How you do measure, besides your gut feelings, realisticness of these kinds of scenarios?
Analysis in multiple different ways. Keeping up with the the discourse.
There is no way to assign probabilities accurately
That's debatable. You can always use Bayesian reasoning but it's not the main issue of this debate.
Oh thanks, now I see it, these almost-there cases looking somewhat holywoodish, like the villain obligatory should pronounce lingering monologue before actually killing his victim, and thanks God hero appears in last moment.
Okay, Skynet which won't instantly get rid of humanity is improbable, if really superintelligent, and if it has this goal.
We can easily imagine many kinds of possible catastrophe which can happen, but we are not equally good at producing heavenlike utopian views, but this is an evidence only about our lack of imagination
I think if there was an FAI, and it successfully built utopia, it would have to solve this problem of convincing us that it did (?using something like the Arthur/Merlin protocol?)
edit: I realize that there is a nearly limitless room for trickery here, I am just saying that if I had to define FAI success it would have to be in terms of some sort of convincing game with asymmetric computing power setup, how else would we even do it? Importantly, Merlin is allowed to lie.
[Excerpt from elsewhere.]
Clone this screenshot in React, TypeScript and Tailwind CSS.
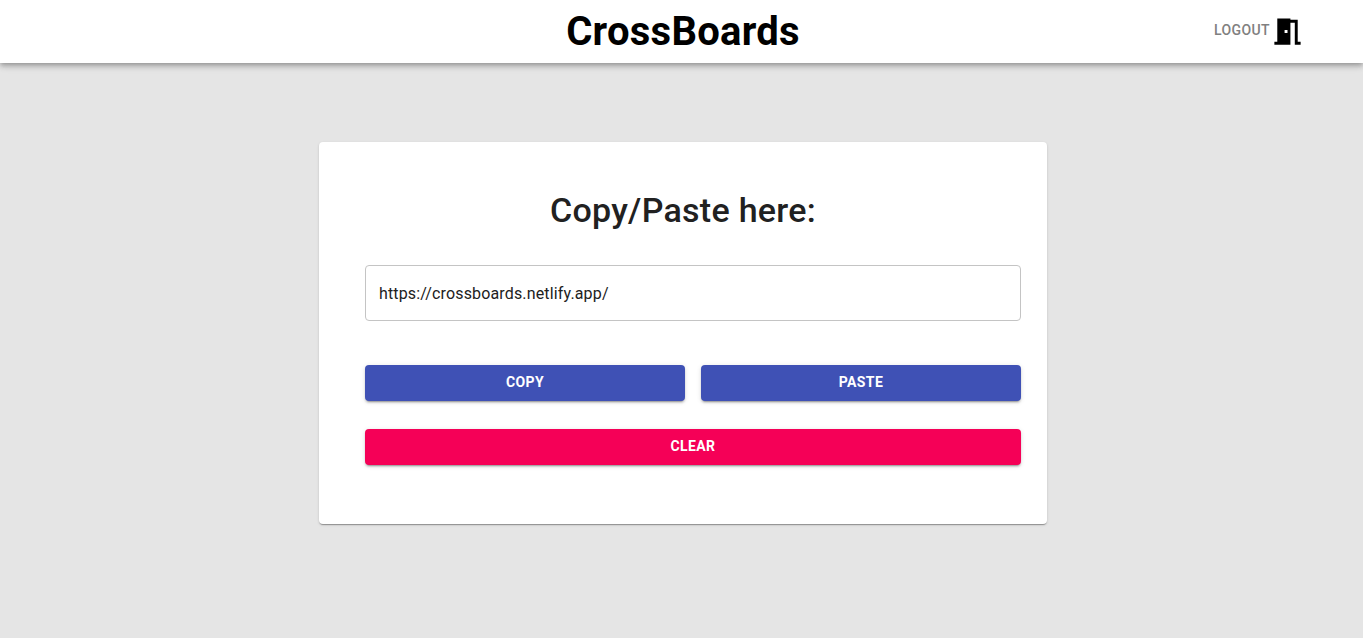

I've been returning to my "reduced impact AI" approach, and currently working on some idea.
What I need is some ideas on features that might distinguish between an excellent FAI outcome, and a disaster. The more abstract and general the ideas, the better. Anyone got some suggestions? Don't worry about quality at this point, originality is more prized!
I'm looking for something generic that is easy to measure. At a crude level, if the only options were "papercliper" vs FAI, then we could distinguish those worlds by counting steel content.
So basically some more or less objective measure that has a higher proportion of good outcomes than the baseline.